Experimental and Numerical Studies on an Automobile Air Conditioning System With the Refrigerants R134a, R1234yf, and R1234ze(E)

Abstract

Abstract The Montreal Protocol of 1987 has put the chlorofluorocarbons (CFCs) into the category of ozone-depleting substances. The hydrofluorocarbons (HFCs), synthesized as alternatives to CFCs, though possess zero ozone-depleting potential, have high global warming potential (GWP). Despite this, numerous applications currently employ HFCs for refrigeration and air conditioning. The 2016 Kigali amendment to the Montreal Protocol suggested a phase out of the HFCs, and this process will go on until 2036 in developed nations and until 2047 in developing nations to accomplish a condition of 85% decrease in the use of HFCs. The refrigerant R134a used in mobile air conditioning has a global warming potential (GWP100) of 1300, which prompted researchers to look for new low GWP refrigerants. Recent research has revealed that the HydroFluoroOlefin (HFO) refrigerants R1234yf and R1234ze(E) with a GWP100 of 4 or less show promise for application in the automobile air conditioning (AAC) field. The AAC requires special attention due to frequent leakages of HFC caused by vibration-induced pipe failures. In this research, the low GWP refrigerants R1234yf and R1234ze(E) are considered to explore the AAC system performance, and comparisons are made with the currently used refrigerant R134a. The numerical simulations are performed by including and excluding liquid-to-suction heat exchanger/internal heat exchanger (IHX). The results show that the use of IHX is advantageous for both R1234yf and R1234ze(E).
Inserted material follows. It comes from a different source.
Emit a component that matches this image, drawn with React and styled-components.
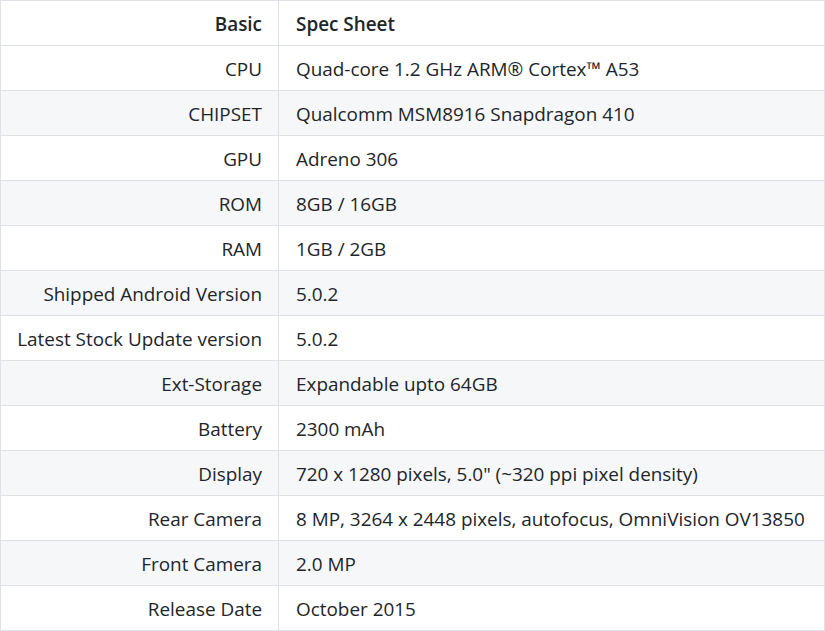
import React from "react";
import styled, { createGlobalStyle } from "styled-components";

const Global = createGlobalStyle`
  html, body { margin: 0; padding: 0; background: #fff; }
  body { font-family: "Open Sans", "Noto Sans", sans-serif; color: #212529; }
`;

const Table = styled.table`
  width: 825px;
  border-collapse: collapse;
  font-size: 18.9px;
  line-height: 26px;
`;

const Row = styled.tr`
  background: ${(p) => (p.$striped ? "#f6f7f9" : "#fff")};
`;

const Label = styled.td`
  width: 245px;
  border: 1px solid #dee2e6;
  padding: 10px 16px 8px;
  text-align: right;
  font-weight: ${(p) => (p.$head ? 600 : 400)};
  white-space: nowrap;
`;

const Value = styled.td`
  border: 1px solid #dee2e6;
  padding: 10px 17px 8px;
  text-align: left;
  font-weight: ${(p) => (p.$head ? 600 : 400)};
  white-space: nowrap;
`;

const rows = [
  ["CPU", "Quad-core 1.2 GHz ARM\u00AE Cortex\u2122 A53"],
  ["CHIPSET", "Qualcomm MSM8916 Snapdragon 410"],
  ["GPU", "Adreno 306"],
  ["ROM", "8GB / 16GB"],
  ["RAM", "1GB / 2GB"],
  ["Shipped Android Version", "5.0.2"],
  ["Latest Stock Update version", "5.0.2"],
  ["Ext-Storage", "Expandable upto 64GB"],
  ["Battery", "2300 mAh"],
  ["Display", "720 x 1280 pixels, 5.0\" (~320 ppi pixel density)"],
  ["Rear Camera", "8 MP, 3264 x 2448 pixels, autofocus, OmniVision OV13850"],
  ["Front Camera", "2.0 MP"],
  ["Release Date", "October 2015"],
];

export default function App() {
  return (
    <>
      <Global />
      <Table>
        <tbody>
          <Row>
            <Label $head>Basic</Label>
            <Value $head>Spec Sheet</Value>
          </Row>
          {rows.map(([k, v], i) => (
            <Row key={k} $striped={i % 2 === 1}>
              <Label>{k}</Label>
              <Value>{v}</Value>
            </Row>
          ))}
        </tbody>
      </Table>
    </>
  );
}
Even though R134a performed better, R1234yf with IHX is a better low GWP alternative in the current AAC system working with R134a without IHX, with only a slight compromise in the system performance and the performance of R1234yf is better than R1234ze(E). Finally, the numerical simulation results are validated against the experimental results for R134a and R1234yf and found that most of the results agree within 10% deviation for system without IHX and within 15% deviation for system with IHX. Thus, if the AAC systems change to R1234yf with an IHX, the directives set out in the Kigali amendment of 2016 to Montreal Protocol (namely the discontinuation of HFCs for refrigeration) will be satisfied without any significant loss in the performance.